### [Work to complete]
Locate all lines with the word "that" and copy them out.

### [Source data]
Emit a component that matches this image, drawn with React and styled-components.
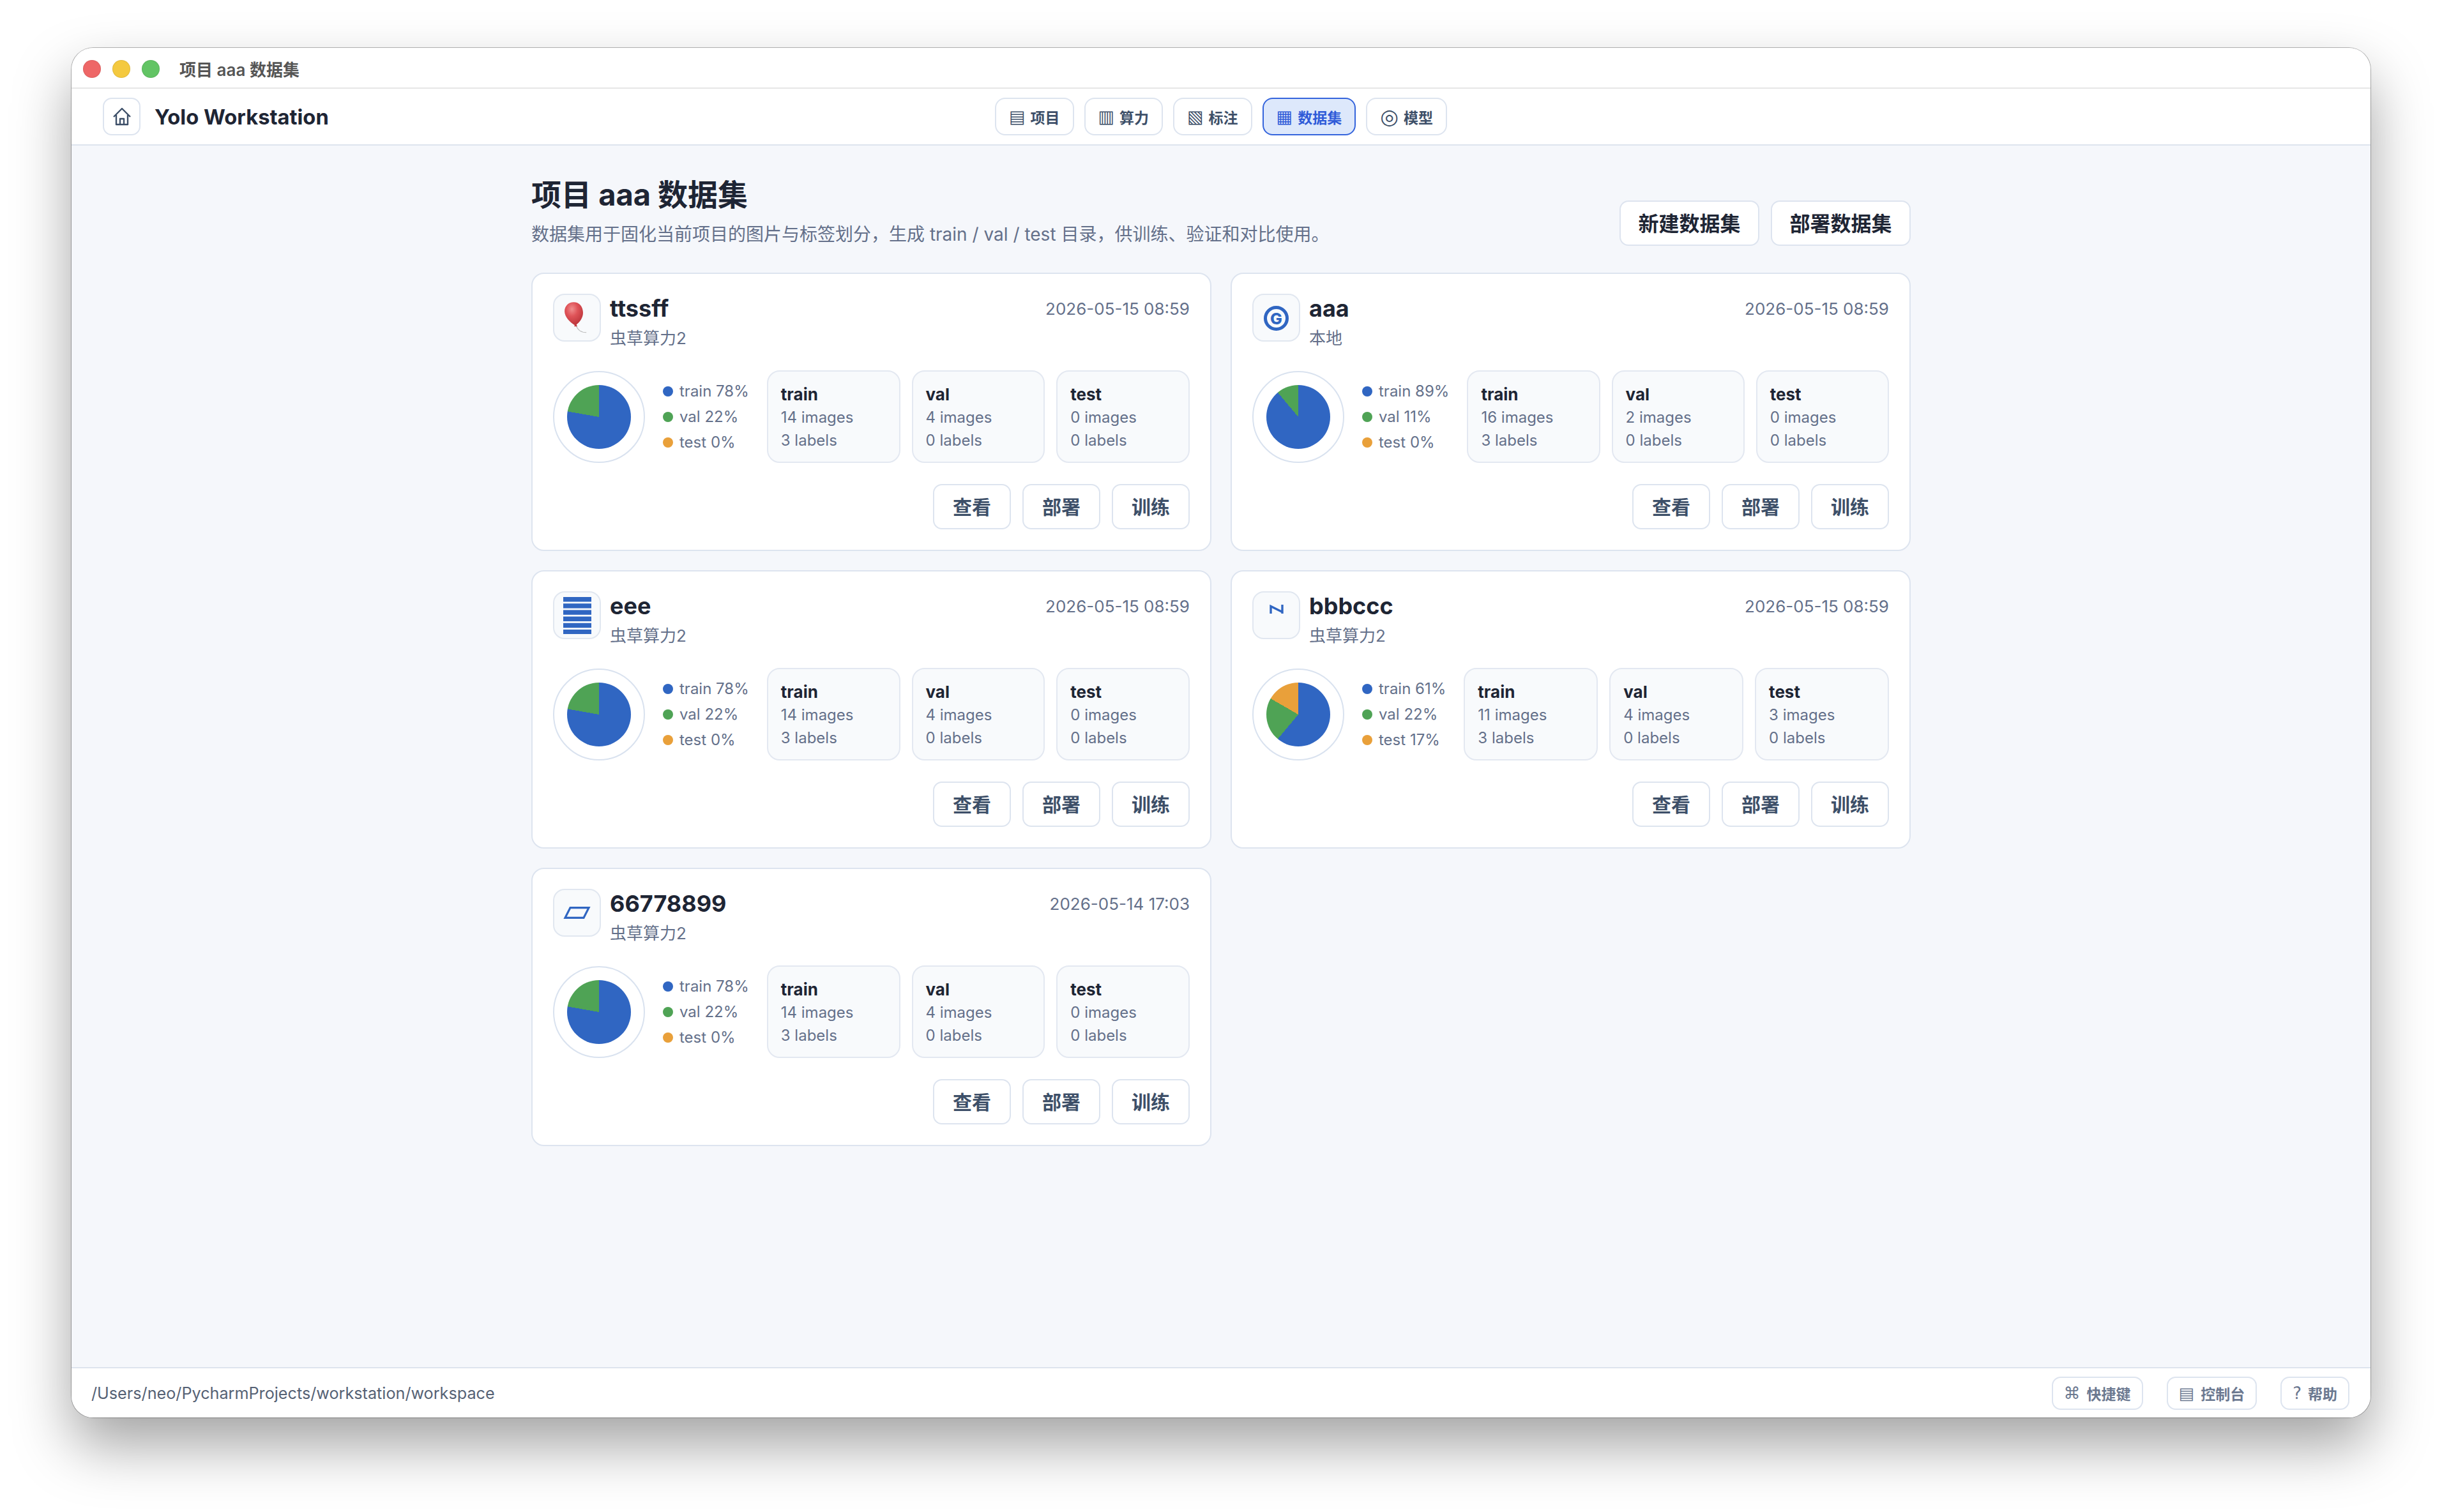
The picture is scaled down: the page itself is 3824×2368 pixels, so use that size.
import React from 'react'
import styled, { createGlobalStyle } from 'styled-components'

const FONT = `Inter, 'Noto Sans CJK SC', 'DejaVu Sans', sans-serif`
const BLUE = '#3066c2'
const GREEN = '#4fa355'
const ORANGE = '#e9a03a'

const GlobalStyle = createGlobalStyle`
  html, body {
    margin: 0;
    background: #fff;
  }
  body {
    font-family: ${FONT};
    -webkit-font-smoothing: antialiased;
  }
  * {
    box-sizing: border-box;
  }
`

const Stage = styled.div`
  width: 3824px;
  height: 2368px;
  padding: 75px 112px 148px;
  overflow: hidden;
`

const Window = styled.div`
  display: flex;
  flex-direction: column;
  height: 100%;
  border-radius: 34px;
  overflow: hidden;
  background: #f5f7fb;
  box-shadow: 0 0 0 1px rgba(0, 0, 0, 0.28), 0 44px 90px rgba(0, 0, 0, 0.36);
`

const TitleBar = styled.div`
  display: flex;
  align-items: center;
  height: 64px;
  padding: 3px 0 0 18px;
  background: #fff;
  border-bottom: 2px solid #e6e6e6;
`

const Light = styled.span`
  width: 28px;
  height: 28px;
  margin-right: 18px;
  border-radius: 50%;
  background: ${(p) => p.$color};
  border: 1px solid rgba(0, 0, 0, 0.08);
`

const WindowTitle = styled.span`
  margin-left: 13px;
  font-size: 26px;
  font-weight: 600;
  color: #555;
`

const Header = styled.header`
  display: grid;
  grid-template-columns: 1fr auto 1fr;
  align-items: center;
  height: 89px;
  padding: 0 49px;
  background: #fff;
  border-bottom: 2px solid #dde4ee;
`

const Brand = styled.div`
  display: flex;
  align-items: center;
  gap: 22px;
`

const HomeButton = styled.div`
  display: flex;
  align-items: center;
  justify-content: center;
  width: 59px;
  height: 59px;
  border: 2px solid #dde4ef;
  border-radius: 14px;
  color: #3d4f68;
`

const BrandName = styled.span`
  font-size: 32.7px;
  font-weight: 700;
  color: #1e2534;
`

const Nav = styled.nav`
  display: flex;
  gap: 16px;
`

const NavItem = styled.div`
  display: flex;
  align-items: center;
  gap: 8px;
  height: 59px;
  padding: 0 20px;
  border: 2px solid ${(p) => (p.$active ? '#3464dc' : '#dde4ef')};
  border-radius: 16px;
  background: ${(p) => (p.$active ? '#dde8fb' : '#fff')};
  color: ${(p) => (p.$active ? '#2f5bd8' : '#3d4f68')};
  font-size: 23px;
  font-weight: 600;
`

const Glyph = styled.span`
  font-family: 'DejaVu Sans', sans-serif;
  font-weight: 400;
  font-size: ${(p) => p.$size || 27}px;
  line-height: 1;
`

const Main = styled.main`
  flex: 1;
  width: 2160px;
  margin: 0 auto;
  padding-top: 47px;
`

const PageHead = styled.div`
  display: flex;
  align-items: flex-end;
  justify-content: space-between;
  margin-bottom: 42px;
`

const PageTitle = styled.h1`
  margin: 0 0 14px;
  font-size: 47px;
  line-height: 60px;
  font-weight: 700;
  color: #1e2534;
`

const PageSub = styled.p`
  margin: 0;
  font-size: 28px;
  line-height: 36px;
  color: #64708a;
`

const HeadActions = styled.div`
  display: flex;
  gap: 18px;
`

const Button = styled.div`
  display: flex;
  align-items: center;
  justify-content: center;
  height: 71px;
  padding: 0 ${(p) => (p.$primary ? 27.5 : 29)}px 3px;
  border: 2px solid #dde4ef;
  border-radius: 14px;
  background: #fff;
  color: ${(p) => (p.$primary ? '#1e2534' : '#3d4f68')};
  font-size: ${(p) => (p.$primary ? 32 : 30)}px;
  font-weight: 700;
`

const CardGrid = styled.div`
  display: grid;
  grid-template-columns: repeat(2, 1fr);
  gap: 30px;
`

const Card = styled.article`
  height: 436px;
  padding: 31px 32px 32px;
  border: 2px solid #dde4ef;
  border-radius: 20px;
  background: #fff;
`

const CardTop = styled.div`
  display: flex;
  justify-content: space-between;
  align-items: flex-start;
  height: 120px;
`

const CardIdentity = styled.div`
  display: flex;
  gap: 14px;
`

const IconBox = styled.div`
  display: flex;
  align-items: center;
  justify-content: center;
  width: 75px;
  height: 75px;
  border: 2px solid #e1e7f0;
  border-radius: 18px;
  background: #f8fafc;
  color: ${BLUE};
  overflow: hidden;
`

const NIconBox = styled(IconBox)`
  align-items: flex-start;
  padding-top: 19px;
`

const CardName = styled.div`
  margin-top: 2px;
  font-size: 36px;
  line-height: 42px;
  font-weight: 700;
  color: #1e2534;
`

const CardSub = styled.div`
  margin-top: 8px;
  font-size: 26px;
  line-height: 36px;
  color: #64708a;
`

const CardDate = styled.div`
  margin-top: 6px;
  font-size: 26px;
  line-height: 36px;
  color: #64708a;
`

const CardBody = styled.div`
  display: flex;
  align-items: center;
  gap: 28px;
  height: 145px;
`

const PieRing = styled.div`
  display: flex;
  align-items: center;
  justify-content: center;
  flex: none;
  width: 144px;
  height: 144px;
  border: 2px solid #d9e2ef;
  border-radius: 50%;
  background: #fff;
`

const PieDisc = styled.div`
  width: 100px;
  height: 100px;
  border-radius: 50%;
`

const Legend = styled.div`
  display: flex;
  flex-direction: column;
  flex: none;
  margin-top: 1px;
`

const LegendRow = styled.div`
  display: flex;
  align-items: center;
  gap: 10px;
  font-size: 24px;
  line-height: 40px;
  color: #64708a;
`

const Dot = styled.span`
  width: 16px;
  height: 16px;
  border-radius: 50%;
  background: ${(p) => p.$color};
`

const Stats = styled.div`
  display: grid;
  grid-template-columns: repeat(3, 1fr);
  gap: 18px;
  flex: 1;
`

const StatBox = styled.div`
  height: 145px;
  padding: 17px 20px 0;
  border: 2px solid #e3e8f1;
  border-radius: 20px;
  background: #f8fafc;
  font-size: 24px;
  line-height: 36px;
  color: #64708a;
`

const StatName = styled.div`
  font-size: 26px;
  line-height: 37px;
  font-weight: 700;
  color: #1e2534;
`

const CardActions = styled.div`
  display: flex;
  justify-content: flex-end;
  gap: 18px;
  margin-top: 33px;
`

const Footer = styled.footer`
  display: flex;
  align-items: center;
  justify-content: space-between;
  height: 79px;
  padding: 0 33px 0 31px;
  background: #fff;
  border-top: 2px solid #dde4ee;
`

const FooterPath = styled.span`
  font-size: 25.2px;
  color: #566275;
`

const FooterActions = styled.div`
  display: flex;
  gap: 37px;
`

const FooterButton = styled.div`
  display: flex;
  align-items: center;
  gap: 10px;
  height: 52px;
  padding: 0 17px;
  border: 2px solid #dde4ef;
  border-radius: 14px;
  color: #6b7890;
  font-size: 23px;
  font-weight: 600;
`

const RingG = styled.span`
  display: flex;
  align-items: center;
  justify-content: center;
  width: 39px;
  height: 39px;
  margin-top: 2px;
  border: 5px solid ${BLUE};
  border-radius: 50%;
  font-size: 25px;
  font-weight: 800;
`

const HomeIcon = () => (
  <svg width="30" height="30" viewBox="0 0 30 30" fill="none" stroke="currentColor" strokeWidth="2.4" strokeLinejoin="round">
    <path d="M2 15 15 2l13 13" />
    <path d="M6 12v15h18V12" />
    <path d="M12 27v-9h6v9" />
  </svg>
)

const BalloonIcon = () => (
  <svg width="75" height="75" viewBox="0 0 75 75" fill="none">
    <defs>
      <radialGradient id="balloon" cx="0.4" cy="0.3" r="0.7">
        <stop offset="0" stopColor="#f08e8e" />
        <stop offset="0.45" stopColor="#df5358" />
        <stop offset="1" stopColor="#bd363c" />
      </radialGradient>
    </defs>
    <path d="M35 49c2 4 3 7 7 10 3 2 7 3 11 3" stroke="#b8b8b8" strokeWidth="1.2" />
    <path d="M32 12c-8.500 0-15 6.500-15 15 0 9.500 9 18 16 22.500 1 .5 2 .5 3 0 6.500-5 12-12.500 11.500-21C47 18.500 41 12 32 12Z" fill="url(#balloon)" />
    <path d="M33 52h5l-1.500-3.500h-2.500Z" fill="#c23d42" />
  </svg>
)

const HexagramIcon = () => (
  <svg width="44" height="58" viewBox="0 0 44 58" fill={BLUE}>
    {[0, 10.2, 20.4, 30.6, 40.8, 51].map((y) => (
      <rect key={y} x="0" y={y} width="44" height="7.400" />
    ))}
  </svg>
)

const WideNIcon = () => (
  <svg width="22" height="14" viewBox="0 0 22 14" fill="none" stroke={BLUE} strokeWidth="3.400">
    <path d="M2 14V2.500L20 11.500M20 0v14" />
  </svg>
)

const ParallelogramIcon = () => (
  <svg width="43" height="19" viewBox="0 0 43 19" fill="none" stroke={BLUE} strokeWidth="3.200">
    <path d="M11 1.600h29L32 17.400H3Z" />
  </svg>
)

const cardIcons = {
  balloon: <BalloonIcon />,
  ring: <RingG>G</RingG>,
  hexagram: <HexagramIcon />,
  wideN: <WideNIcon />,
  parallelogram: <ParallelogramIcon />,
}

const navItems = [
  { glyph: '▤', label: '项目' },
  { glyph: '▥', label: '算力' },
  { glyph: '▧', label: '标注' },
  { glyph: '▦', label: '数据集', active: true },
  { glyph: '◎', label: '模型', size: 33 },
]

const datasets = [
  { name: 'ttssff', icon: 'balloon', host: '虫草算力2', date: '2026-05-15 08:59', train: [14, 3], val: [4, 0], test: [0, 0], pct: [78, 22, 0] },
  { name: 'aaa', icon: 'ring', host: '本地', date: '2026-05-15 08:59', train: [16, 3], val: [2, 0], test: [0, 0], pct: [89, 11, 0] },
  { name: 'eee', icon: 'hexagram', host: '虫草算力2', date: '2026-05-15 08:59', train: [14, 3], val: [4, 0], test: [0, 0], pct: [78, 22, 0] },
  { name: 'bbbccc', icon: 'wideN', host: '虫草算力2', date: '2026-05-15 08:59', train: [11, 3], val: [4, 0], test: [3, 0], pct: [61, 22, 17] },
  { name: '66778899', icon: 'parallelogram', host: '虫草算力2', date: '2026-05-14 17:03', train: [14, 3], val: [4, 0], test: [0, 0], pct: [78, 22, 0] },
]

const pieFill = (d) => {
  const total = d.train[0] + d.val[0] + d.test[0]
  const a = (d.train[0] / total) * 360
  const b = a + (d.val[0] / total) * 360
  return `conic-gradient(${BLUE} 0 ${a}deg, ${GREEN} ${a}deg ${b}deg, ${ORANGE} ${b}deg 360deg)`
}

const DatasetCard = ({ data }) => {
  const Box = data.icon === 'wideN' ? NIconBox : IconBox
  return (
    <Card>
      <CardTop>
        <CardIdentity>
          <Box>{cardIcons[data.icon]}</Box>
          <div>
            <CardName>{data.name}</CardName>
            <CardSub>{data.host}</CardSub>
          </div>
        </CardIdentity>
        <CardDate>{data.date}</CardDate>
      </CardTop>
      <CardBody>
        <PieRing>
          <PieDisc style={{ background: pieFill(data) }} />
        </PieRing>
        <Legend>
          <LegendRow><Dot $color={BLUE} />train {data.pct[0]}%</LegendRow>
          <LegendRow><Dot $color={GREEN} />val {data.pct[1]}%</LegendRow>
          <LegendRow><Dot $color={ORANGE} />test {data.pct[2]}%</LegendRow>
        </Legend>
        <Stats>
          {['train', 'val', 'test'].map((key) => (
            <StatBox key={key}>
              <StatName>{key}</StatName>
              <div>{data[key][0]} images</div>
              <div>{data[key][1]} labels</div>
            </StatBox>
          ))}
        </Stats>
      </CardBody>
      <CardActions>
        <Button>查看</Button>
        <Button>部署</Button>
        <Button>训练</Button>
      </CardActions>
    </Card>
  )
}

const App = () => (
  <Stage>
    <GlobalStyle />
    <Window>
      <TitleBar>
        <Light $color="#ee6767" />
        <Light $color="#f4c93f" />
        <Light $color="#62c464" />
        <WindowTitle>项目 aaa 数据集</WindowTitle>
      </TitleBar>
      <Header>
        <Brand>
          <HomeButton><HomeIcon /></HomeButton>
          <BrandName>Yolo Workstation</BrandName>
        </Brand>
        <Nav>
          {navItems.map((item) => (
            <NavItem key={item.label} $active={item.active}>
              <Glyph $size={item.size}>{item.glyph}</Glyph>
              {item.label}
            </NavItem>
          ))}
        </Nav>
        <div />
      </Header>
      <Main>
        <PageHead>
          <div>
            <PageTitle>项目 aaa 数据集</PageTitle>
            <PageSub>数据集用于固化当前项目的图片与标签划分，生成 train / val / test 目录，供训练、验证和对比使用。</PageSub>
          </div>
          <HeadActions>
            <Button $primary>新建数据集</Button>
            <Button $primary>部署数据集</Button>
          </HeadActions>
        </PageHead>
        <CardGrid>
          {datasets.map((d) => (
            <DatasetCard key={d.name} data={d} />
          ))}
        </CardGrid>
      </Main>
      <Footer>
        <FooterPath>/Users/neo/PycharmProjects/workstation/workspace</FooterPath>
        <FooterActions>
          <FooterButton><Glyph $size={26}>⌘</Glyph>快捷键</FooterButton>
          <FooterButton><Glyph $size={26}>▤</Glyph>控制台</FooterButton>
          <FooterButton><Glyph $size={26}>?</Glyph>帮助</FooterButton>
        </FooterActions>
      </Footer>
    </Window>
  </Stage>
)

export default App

### [Response to this exercise]
Emit a component that matches this image, drawn with React and styled-components.
The picture is scaled down: the page itself is 3824×2368 pixels, so use that size.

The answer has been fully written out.